October 21, 2016
GNC first popped up in Chinese towns and cities in 2011, with small stores within grocery stores, and now rumors are swirling the giant dietary supplement retailer might end up with a Chinese owner.
The Wall Street Journal broke the news that GNC is up for sale and a pair of Chinese equity firms are among the interested parties. The journal reported any such acquisition could be worth US$4 billion, including debt—GNC’s market value is around $1.3 billion, with outstanding debt of around $1.4 billion.
One of the prospective buyers named is Fosun Group, a Shanghai-based investment firm with holdings across insurance, financial, retail and other industries. Its motto is “Combining China’s Growth Momentum with Global Resources." Fosun most recently bought the English football club Wolverhampton Wanderers and, through Fosun Pharmaceutical, acquired Indian pharmaceutical company Gland Pharma—a number of Chinese pharmaceutical firms are also interested in GNC.
The other named suitor is Zhongzhi Capital (ZZ Capital), a Beijing- and Hong Kong-based asset management firm focused on media/entertainment, internet, high-end manufacturing, healthcare, financial, IT and logistics. Among its goals is to help overseas companies better penetrate the Chinese market.
Speculation on the motivation of such firms interested in GNC to a Chinese buyer has centered on the growing trend of Chinese investors purchasing overseas vitamin and sports supplement companies to satisfy Chinese consumer demand for foreign nutrition brands in lieu of quality-challenged Chinese brands.
Beijing-based Primavera Capital Group paid $238 million to purchase Australian nutrition contract manufacturer Vitaco Holdings in August 2016, and Binzhou, China-based Xiwang Foodstuffs Co. acquired Canadian supplement maker Iovate Health Sciences for $730 million in June 2016.
GNC has opened around 60 store-within-store locations throughout China involving eight grocery chains. According to its 2015 annual report, released in February 2016, it had five locations in China, including standalone franchise stores and a small regional retail office.
Stateside, GNC has faced numerous challenges this year including continued fallout from the New York Attorney General’s investigation of adulteration in herbal dietary supplements, as well as litigation related to the investigation. In second quarter 2016, revenues declined 2.4 percent, same stores sales dropped by 3.7 in company-owned stores and 6.6 percent in franchised locations, and traffic to the GNC was waning. In its quarterly report released in July 2016, GNC noted its China stores—all franchises—were a rare bright spot, generating a $3.5 million increase in revenue during the quarter.

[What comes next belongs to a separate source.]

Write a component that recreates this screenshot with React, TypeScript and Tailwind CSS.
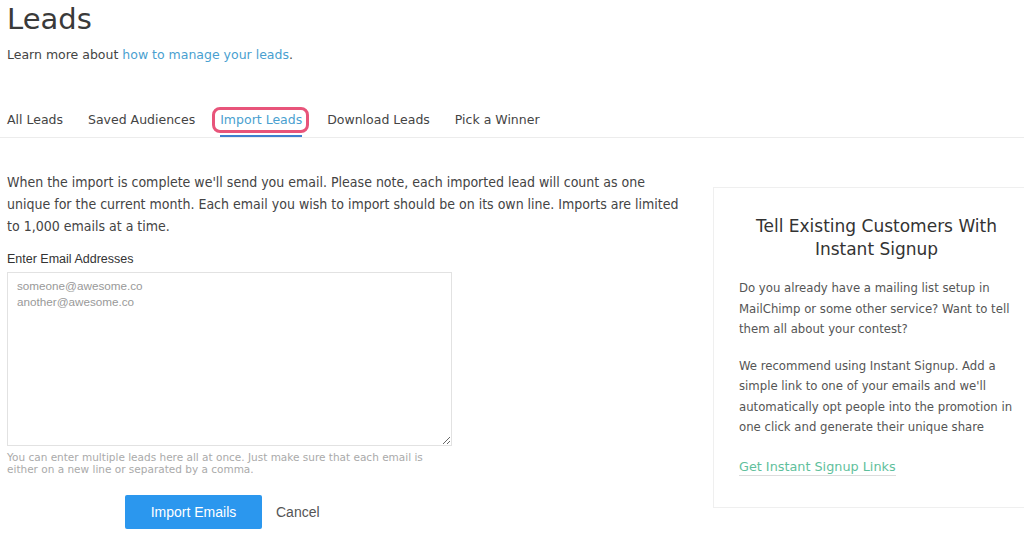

As sales and stock price continued to fall, GNC issued a statement in May 2016 announcing the abrupt departure of its CEO Michael Archbold, who also resigned from the board; it also said the company was selling off company stores and discontinuing its business strategy and existing guidance. Further, GNC said it was amidst a strategic review of its operations including a potential sale of the entire company.
GNC stock was up sharply on the heels of the Wall Street Journal article. GNC shares were around $19.40 before the news and jumped to around $21.50 following the report of potential sale to Chinese investors.